Winnipeg field manager Eddie Taylor, interviewed by a Calgary reporter (Calgary Morning Albertan, August 9, 1911) in regard to the Maroon business management threat to call the team back to Winnipeg from its current road trip, offered these words: “Aw, t’was all a bluff. We never got any word from them to come back to Winnipeg”.    

The Winnipeg scribes were not exactly supportive of the Maroons’ organization throughout the season. In an article from the August 22, 1911 edition of the Calgary Herald, an item from the Winnipeg Free Press appears, the sub-headline being:  “Winnipeg fans are dead, management rotten and mysterious gloom over everything”. The essence of the printed comments suggest mismanagement of the club led to fan indifference and that the best possible remedy would be for the Maroons to get off the baseball map for a year.

The Edmonton Daily Bulletin printed a column picked up from a Winnipeg paper and published it in their August 22, 1911 edition. The column stated that “after deliberating all day, the Winnipeg and Brandon baseball clubs decided at a late hour tonight (August 21) to disband their teams. Reporting from a Winnipeg perspective, the writer said the move was not sanctioned by president Eckstom. The article said that Eckstrom had failed to reply to a wire sent him by the Winnipeg baseball club in the afternoon to the effect that they were waiting for orders as to what to do when the Brandon club had not put in an appearance. “Acting upon this” the column went on to mention “ and the fact that the president has also failed to produce the affidavits as to the salary limits as promised, the local club mutually agreed with the Brandon club to disband”.

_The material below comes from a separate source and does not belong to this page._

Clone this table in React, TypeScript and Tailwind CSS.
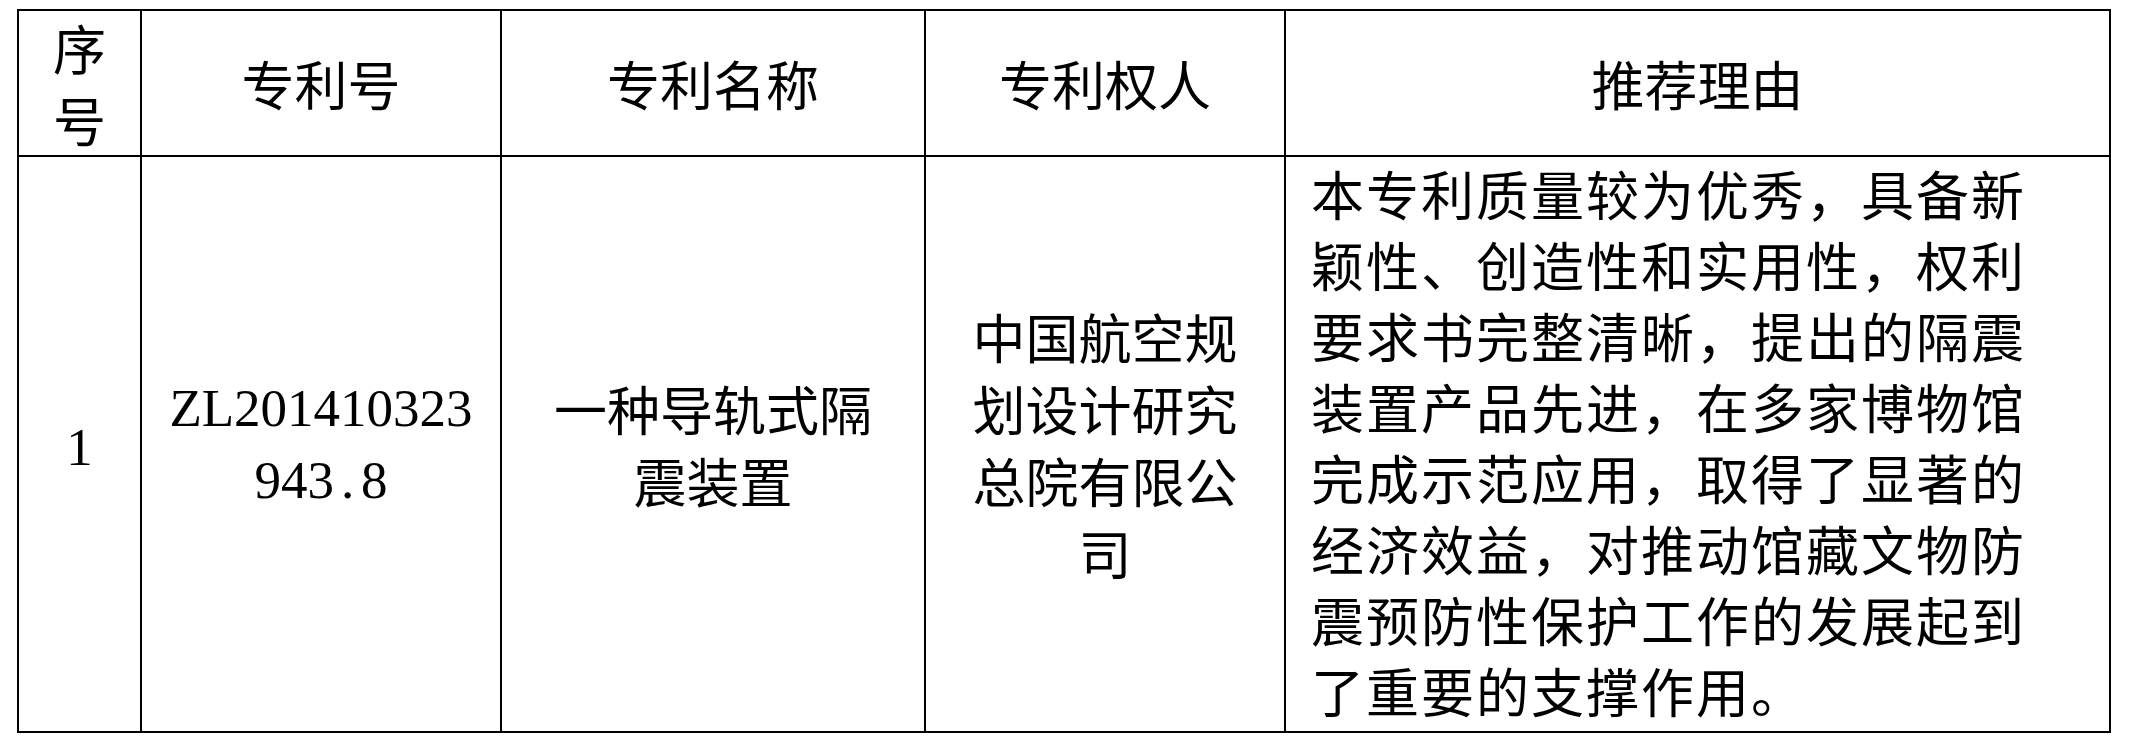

The next day, (Edmonton Daily Bulletin, August 23, 1911), a follow-up story, again originating from Winnipeg, emphasized that the two Manitoba teams had made efforts to get the consent of W.C.B.L. president Eckstrom to drop out of the league but that the president had turned a deaf ear to their appeal. Although the primary concern of both departed teams had obviously been to prevent a further financial drain, the smokescreen of the salary limit continued to pop its head in terms of justifying the abandonment. Hence, the article went on to say that “ both Winnipeg and Brandon stand to lose their franchises but, if it can be proven, which should not be a difficult task, that several of the other clubs were over the salary limit, the National Commission should have something to say if the case is taken to that august body”. Within the concluding part of the same article was a statement that the Winnipeg players had all been paid in full prior to their release.

The Brandon Angels’ players, however, were not quite as  fortunate. A brief paragraph (Moose Jaw Evening Times, August 24, 1911) mentions that the Brandon players left that city after having arrived at a financial settlement with the directors. Of the $1, 600 owing in back salaries, the players received, in cash, fifty per cent of what was due to them plus a note payable in November 1911 for the balance.

Hoping to have the franchises of Winnipeg and Brandon revoked, Eckstrom went ahead with his promise/threat to appeal to the National Commission relative to the action of the eastern teams, as the Manitoba clubs were often referred to (Calgary Herald, August 24, 1911).